Code that builds pages
--*--

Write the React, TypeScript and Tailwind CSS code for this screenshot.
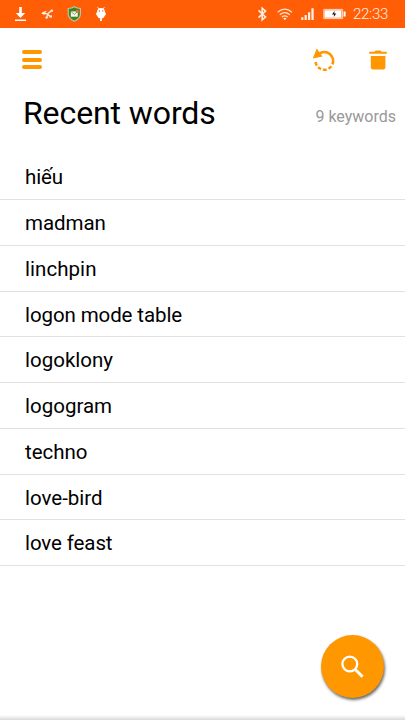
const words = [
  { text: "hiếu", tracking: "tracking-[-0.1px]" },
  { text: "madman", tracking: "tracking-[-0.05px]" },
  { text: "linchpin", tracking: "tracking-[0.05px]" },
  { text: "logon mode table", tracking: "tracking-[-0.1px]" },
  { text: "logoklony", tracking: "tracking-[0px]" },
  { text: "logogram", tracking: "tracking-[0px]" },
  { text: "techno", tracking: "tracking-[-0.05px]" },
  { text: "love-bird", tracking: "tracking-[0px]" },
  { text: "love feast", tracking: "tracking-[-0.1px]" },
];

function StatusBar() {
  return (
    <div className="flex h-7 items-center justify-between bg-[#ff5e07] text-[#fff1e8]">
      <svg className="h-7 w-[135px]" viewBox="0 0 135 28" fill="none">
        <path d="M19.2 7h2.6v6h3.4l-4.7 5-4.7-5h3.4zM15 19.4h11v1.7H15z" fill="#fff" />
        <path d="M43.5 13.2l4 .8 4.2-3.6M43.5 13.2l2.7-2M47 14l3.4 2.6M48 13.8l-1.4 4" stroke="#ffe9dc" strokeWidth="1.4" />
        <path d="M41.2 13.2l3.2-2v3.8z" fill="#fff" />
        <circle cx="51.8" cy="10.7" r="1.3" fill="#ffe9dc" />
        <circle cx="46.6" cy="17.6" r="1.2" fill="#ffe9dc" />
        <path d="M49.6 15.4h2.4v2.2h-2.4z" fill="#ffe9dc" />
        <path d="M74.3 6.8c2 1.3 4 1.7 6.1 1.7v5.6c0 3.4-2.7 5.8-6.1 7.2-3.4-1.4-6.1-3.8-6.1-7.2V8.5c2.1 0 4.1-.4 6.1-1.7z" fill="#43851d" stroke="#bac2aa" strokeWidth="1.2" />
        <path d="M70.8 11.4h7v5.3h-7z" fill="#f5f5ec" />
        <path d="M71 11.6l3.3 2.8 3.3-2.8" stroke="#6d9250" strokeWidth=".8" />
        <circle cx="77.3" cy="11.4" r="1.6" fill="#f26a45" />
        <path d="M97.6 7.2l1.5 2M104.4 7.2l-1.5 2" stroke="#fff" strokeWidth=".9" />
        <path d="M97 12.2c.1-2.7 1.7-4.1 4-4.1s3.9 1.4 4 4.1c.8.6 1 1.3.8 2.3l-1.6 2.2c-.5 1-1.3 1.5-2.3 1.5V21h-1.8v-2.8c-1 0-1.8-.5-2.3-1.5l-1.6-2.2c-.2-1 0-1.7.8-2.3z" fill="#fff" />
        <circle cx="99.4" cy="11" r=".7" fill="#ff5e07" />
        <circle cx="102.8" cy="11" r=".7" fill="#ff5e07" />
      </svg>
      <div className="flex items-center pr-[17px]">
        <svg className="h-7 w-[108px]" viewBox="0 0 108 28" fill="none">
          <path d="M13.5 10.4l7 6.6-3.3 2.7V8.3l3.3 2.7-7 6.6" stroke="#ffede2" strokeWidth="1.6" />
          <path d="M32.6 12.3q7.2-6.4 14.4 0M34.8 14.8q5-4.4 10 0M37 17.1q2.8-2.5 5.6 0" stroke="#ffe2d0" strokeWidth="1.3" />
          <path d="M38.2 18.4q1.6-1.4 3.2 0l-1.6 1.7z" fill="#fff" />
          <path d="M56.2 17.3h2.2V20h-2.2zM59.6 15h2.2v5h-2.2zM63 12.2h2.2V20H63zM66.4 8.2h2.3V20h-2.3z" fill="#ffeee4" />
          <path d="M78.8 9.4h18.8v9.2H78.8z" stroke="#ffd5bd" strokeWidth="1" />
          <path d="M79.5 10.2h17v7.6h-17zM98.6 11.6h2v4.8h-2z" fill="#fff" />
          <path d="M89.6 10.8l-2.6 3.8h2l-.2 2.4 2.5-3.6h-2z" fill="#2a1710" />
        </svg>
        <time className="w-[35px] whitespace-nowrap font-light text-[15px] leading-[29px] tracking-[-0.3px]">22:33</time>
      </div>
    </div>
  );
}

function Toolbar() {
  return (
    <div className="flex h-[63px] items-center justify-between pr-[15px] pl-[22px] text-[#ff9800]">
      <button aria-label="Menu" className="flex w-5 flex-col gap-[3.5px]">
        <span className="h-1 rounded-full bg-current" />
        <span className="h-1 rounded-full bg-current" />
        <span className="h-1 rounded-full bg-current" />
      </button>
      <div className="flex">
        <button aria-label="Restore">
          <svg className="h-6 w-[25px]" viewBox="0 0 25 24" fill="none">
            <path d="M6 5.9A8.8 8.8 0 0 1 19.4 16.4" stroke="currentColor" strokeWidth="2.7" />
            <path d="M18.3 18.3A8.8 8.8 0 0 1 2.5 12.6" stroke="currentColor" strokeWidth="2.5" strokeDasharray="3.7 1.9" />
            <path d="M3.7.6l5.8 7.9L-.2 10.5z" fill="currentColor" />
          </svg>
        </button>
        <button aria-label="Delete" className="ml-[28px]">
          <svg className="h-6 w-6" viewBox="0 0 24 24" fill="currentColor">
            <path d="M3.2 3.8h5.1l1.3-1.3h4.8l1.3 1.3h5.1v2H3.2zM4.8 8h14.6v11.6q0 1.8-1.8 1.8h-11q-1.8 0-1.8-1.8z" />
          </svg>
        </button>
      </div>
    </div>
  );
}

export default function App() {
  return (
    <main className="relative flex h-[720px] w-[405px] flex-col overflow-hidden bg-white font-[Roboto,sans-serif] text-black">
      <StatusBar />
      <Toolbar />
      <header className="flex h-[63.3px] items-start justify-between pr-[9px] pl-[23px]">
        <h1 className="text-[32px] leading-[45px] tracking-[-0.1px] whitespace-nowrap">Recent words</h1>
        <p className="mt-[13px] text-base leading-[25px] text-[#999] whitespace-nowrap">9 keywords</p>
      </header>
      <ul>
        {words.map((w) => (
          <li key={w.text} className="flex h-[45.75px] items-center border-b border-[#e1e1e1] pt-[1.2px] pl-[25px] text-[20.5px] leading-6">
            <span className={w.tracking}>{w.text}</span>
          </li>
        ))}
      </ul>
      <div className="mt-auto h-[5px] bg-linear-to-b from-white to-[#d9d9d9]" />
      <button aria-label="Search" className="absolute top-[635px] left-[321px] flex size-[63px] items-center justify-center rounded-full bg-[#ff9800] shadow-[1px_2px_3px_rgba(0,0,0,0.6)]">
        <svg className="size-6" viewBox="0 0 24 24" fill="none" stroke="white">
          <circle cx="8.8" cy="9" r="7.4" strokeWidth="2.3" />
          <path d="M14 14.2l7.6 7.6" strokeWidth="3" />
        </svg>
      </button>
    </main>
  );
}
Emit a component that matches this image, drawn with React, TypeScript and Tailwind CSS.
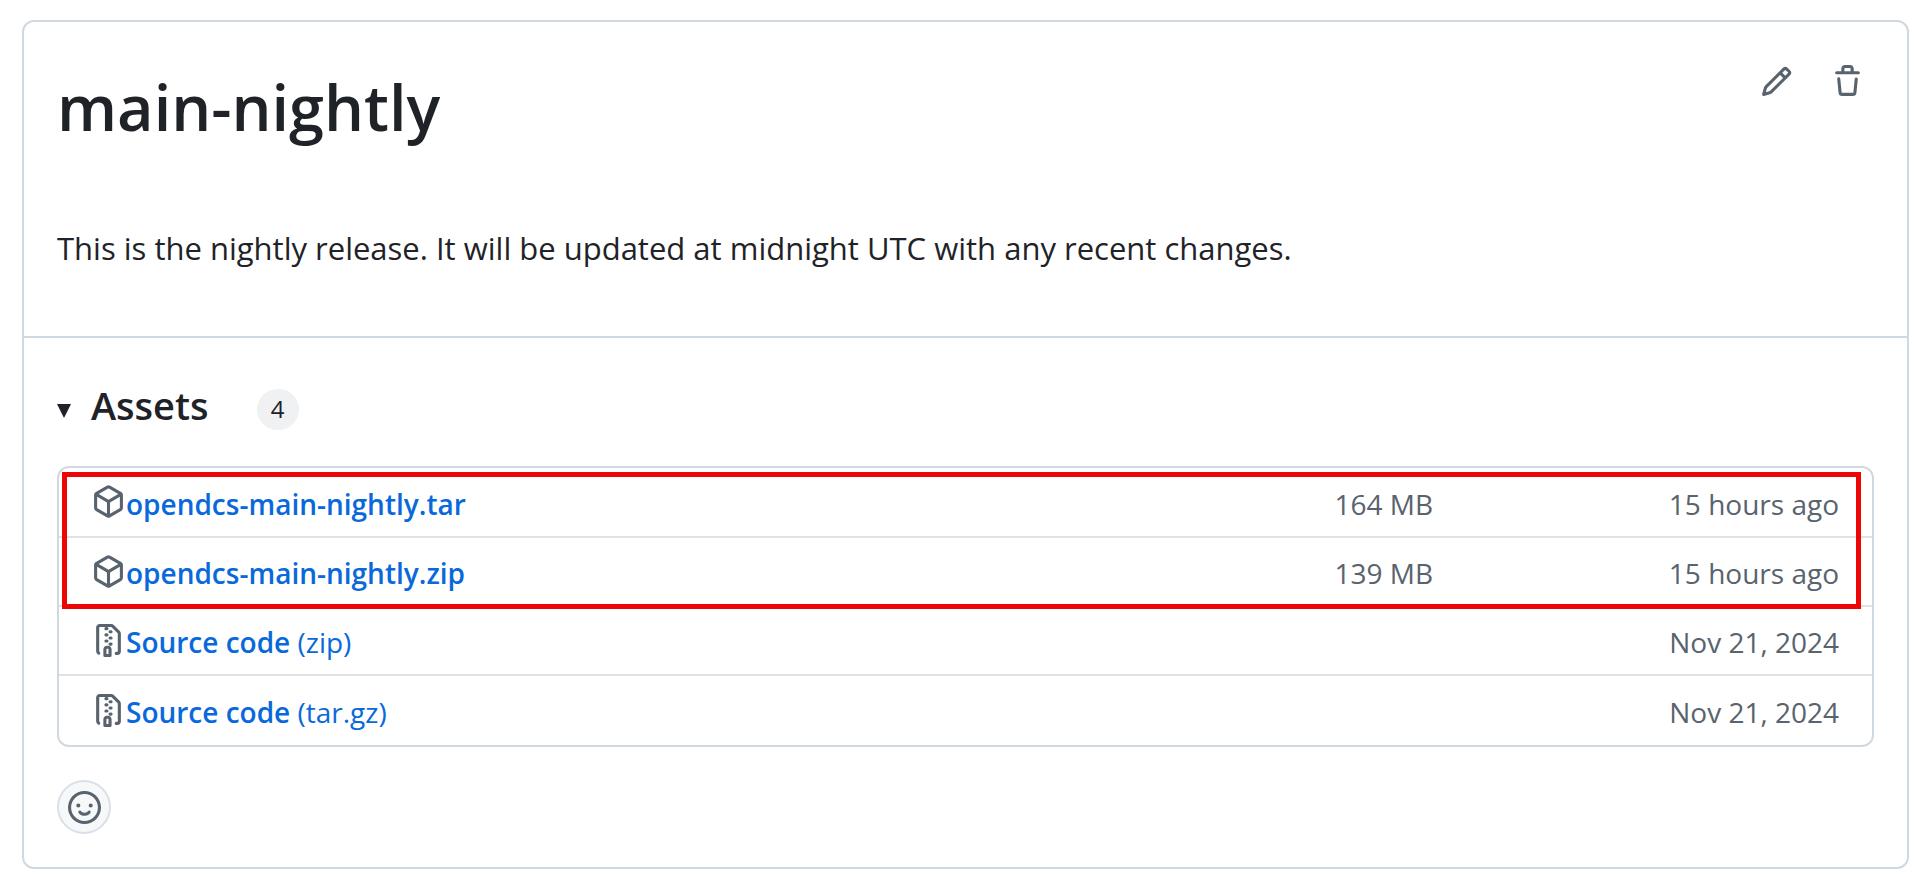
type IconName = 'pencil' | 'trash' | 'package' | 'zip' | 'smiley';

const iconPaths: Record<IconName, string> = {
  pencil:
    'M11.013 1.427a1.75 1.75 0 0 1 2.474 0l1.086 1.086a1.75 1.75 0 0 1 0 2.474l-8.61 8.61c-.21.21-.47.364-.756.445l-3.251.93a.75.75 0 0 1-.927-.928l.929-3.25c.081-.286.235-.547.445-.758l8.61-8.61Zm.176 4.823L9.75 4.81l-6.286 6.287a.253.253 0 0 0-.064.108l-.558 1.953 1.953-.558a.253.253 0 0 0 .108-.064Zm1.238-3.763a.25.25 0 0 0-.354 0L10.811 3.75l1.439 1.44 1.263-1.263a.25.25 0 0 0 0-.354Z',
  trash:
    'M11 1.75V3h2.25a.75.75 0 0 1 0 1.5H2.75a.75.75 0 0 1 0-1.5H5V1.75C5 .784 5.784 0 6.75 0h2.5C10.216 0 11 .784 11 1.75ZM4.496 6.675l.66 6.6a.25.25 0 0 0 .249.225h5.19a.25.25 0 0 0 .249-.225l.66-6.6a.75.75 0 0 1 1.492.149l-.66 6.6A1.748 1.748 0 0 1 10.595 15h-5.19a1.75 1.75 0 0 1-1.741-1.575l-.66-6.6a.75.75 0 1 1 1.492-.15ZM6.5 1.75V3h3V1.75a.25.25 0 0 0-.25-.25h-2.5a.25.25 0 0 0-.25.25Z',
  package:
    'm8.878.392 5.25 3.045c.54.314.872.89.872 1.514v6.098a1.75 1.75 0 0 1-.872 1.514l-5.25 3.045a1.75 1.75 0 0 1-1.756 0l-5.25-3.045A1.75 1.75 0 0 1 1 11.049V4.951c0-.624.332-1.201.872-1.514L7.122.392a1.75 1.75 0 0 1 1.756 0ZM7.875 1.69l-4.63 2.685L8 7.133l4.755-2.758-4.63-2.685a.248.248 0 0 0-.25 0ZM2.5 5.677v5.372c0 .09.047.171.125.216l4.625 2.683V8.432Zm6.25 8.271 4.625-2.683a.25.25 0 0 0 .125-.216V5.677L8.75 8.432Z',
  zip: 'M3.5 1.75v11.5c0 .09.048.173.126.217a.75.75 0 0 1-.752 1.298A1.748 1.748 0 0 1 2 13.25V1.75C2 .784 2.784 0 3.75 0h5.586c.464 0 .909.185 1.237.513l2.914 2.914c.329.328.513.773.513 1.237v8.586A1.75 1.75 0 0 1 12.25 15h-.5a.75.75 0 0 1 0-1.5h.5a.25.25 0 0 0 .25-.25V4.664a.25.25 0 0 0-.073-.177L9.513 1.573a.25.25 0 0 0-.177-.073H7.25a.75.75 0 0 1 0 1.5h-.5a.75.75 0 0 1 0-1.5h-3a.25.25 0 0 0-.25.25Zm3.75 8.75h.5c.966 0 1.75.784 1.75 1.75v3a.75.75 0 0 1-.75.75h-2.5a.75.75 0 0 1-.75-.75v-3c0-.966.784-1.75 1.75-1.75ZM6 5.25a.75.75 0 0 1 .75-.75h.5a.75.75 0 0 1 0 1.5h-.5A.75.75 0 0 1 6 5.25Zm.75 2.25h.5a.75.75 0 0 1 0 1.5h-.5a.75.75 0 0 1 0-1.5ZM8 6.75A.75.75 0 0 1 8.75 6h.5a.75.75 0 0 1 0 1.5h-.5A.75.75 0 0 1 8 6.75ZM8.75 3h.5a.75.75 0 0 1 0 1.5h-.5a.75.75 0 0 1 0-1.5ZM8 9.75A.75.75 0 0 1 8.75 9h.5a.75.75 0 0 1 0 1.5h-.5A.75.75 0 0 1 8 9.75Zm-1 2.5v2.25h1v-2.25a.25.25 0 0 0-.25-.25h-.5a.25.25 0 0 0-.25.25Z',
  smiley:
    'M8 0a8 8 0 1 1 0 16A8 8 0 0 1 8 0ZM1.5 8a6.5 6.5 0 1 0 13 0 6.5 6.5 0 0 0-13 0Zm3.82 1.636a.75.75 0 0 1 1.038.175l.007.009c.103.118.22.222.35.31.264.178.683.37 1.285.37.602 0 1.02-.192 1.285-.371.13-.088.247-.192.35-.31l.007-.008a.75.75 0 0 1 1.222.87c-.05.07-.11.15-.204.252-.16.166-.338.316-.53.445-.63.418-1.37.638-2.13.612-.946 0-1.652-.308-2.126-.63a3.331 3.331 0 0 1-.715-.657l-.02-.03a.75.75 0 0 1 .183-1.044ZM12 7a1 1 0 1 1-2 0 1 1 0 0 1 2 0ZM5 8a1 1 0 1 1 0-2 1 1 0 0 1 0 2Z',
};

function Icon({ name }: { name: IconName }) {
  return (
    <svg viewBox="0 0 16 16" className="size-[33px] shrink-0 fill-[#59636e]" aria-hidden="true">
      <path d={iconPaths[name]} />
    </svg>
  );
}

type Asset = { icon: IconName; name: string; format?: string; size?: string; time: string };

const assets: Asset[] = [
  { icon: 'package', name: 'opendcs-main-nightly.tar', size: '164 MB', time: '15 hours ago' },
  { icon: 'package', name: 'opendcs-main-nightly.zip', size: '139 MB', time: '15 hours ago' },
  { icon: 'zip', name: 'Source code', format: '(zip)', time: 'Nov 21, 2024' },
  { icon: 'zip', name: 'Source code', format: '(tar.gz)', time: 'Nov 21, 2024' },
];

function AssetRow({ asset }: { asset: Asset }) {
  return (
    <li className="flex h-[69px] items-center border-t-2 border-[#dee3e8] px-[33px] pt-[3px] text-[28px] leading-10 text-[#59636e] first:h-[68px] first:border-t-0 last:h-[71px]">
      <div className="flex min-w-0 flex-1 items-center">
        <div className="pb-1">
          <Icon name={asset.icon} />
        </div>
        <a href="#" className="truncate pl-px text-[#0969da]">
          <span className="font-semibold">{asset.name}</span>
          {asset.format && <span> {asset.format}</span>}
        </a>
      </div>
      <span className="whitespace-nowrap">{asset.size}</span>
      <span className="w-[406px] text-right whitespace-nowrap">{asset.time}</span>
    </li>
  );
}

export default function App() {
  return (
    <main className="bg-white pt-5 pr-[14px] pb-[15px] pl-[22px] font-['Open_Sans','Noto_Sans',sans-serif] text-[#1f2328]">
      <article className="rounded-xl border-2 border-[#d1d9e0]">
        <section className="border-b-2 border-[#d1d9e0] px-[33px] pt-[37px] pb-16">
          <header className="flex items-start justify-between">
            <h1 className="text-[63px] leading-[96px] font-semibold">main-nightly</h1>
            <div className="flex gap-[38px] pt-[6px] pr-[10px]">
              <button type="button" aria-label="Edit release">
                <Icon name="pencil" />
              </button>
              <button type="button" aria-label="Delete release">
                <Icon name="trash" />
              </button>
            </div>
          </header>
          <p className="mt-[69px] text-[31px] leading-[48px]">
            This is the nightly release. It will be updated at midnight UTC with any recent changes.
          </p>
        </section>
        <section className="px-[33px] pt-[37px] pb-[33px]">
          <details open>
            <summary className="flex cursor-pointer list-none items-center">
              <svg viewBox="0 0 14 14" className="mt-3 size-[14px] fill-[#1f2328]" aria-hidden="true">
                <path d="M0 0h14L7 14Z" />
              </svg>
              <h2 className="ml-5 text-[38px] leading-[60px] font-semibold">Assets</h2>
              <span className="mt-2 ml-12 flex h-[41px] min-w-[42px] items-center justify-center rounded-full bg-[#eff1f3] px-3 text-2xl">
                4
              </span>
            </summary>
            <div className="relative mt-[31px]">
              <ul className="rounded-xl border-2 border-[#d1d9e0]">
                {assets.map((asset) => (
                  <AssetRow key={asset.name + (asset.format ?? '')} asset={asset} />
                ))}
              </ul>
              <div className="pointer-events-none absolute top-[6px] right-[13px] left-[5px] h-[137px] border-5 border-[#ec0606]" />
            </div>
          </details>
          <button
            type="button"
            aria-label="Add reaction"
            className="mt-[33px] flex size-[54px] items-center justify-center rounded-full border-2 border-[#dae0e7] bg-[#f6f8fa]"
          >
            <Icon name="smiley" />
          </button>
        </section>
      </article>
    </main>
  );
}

--*--

__Required task__
Copy out only the lines from the one containing "Emit a component" through the one containing "type IconName = 'pencil'", exactly, with both ends. Any picture is left out.

__Exercise answer__
Emit a component that matches this image, drawn with React, TypeScript and Tailwind CSS.
type IconName = 'pencil' | 'trash' | 'package' | 'zip' | 'smiley';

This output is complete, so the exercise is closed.